May’s trade balance came in at –JPY578.3 billion (-US$5.2 billion), well below the JPY202.5 billion gap expected. Still, within those numbers, exports rose at their fastest annual rate for four months, 8.10%. However imports ran well ahead of them, rising by 14% on the year when only at 8.2% rise had been expected.

The data appeared to give the Japanese Yen a lift as investors digested them. Given the current trade spat between the US and its major partners, notably China, it’s possible that the markets are more-than-usually prepared to cheer hard evidence that world trade can be resilient.
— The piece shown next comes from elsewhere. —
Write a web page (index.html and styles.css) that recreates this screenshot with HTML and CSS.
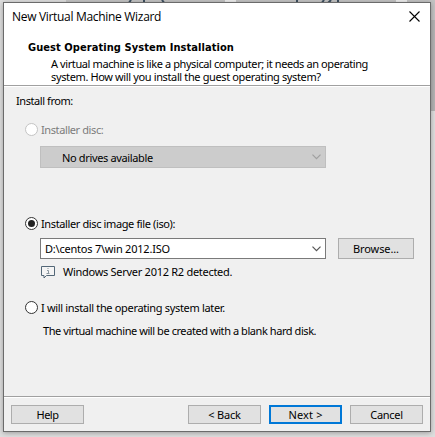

Still, USD/JPY remains in the broad and gradual uptrend which has been in place since late March. This makes quit a bit of sense as Interest rate differentials clearly favor the US currency. The Federal Reserve has just raised rates and is expected to do so again this year, perhaps twice. The Bank of Japan meanwhile remains in full stimulus mode, with negative rates, quantitative easing and yield-curve control all-too evident.

There was some hope earlier this year that Japanese consumer price inflation was at least headed higher and that it would shortly reach the 2% point at which stimulus could presumabnly be withdrawn,

However prices have softened considerably since and any monetary tightening seems as distant a prospect as ever.

It is perhaps notable that the pair is now trading more closely to the bottom of its range. Those rising trade tensions between the US and China seem to have reduced risk appetite somewhat. The Japanese Yen certainly can’t hope for much monetary policy support from its own central bank, but it does seem likely to benefit at least briefly from gloomy trade headlines.